Data lines:
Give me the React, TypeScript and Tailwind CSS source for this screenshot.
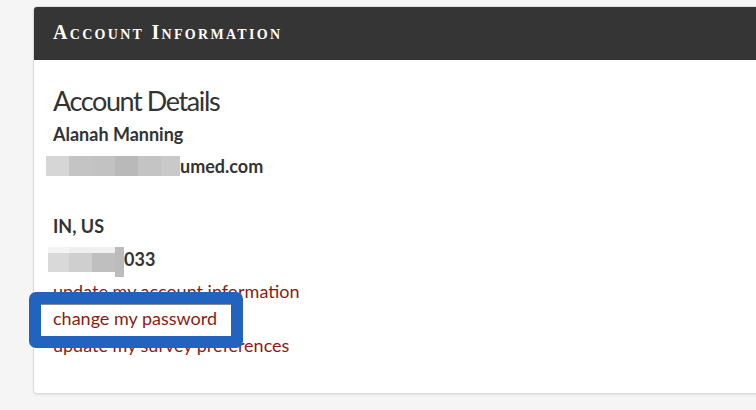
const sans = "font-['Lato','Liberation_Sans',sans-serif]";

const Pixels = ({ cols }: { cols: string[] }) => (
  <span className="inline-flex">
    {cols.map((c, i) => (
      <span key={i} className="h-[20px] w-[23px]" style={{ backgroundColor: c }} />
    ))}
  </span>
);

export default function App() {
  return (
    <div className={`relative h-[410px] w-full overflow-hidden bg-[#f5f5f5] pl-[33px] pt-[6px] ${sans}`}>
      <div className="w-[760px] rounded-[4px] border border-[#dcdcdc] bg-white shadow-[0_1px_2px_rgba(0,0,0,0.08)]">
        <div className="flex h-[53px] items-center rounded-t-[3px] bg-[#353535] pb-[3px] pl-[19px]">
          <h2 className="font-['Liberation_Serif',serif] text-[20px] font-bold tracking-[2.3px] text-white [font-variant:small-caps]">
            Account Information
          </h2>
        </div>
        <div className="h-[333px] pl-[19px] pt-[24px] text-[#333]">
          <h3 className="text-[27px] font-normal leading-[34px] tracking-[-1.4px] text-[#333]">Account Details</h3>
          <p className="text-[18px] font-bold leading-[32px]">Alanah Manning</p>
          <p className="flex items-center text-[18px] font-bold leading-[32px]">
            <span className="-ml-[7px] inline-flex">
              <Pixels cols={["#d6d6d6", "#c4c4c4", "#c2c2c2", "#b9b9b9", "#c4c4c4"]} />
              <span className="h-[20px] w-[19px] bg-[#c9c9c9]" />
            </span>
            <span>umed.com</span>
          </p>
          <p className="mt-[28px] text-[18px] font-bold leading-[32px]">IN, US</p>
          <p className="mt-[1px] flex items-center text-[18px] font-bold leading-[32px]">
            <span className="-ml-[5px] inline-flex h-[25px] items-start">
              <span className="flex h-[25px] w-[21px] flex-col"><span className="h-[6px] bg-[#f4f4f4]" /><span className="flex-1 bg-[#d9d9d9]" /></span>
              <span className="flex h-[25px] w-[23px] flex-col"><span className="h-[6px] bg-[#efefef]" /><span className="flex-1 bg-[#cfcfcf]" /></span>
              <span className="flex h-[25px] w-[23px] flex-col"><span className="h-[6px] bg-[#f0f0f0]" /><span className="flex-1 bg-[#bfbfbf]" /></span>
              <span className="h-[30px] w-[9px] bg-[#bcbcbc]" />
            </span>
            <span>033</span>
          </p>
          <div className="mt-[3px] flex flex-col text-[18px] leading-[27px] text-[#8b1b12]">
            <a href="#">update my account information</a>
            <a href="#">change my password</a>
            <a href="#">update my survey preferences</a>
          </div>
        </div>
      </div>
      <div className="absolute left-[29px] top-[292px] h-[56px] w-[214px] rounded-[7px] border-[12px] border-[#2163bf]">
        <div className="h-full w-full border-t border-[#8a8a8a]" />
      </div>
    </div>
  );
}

What is being asked: Return the listing above word for word, with the pictures removed.

Solved exercise:
Give me the React, TypeScript and Tailwind CSS source for this screenshot.
const sans = "font-['Lato','Liberation_Sans',sans-serif]";

const Pixels = ({ cols }: { cols: string[] }) => (
  <span className="inline-flex">
    {cols.map((c, i) => (
      <span key={i} className="h-[20px] w-[23px]" style={{ backgroundColor: c }} />
    ))}
  </span>
);

export default function App() {
  return (
    <div className={`relative h-[410px] w-full overflow-hidden bg-[#f5f5f5] pl-[33px] pt-[6px] ${sans}`}>
      <div className="w-[760px] rounded-[4px] border border-[#dcdcdc] bg-white shadow-[0_1px_2px_rgba(0,0,0,0.08)]">
        <div className="flex h-[53px] items-center rounded-t-[3px] bg-[#353535] pb-[3px] pl-[19px]">
          <h2 className="font-['Liberation_Serif',serif] text-[20px] font-bold tracking-[2.3px] text-white [font-variant:small-caps]">
            Account Information
          </h2>
        </div>
        <div className="h-[333px] pl-[19px] pt-[24px] text-[#333]">
          <h3 className="text-[27px] font-normal leading-[34px] tracking-[-1.4px] text-[#333]">Account Details</h3>
          <p className="text-[18px] font-bold leading-[32px]">Alanah Manning</p>
          <p className="flex items-center text-[18px] font-bold leading-[32px]">
            <span className="-ml-[7px] inline-flex">
              <Pixels cols={["#d6d6d6", "#c4c4c4", "#c2c2c2", "#b9b9b9", "#c4c4c4"]} />
              <span className="h-[20px] w-[19px] bg-[#c9c9c9]" />
            </span>
            <span>umed.com</span>
          </p>
          <p className="mt-[28px] text-[18px] font-bold leading-[32px]">IN, US</p>
          <p className="mt-[1px] flex items-center text-[18px] font-bold leading-[32px]">
            <span className="-ml-[5px] inline-flex h-[25px] items-start">
              <span className="flex h-[25px] w-[21px] flex-col"><span className="h-[6px] bg-[#f4f4f4]" /><span className="flex-1 bg-[#d9d9d9]" /></span>
              <span className="flex h-[25px] w-[23px] flex-col"><span className="h-[6px] bg-[#efefef]" /><span className="flex-1 bg-[#cfcfcf]" /></span>
              <span className="flex h-[25px] w-[23px] flex-col"><span className="h-[6px] bg-[#f0f0f0]" /><span className="flex-1 bg-[#bfbfbf]" /></span>
              <span className="h-[30px] w-[9px] bg-[#bcbcbc]" />
            </span>
            <span>033</span>
          </p>
          <div className="mt-[3px] flex flex-col text-[18px] leading-[27px] text-[#8b1b12]">
            <a href="#">update my account information</a>
            <a href="#">change my password</a>
            <a href="#">update my survey preferences</a>
          </div>
        </div>
      </div>
      <div className="absolute left-[29px] top-[292px] h-[56px] w-[214px] rounded-[7px] border-[12px] border-[#2163bf]">
        <div className="h-full w-full border-t border-[#8a8a8a]" />
      </div>
    </div>
  );
}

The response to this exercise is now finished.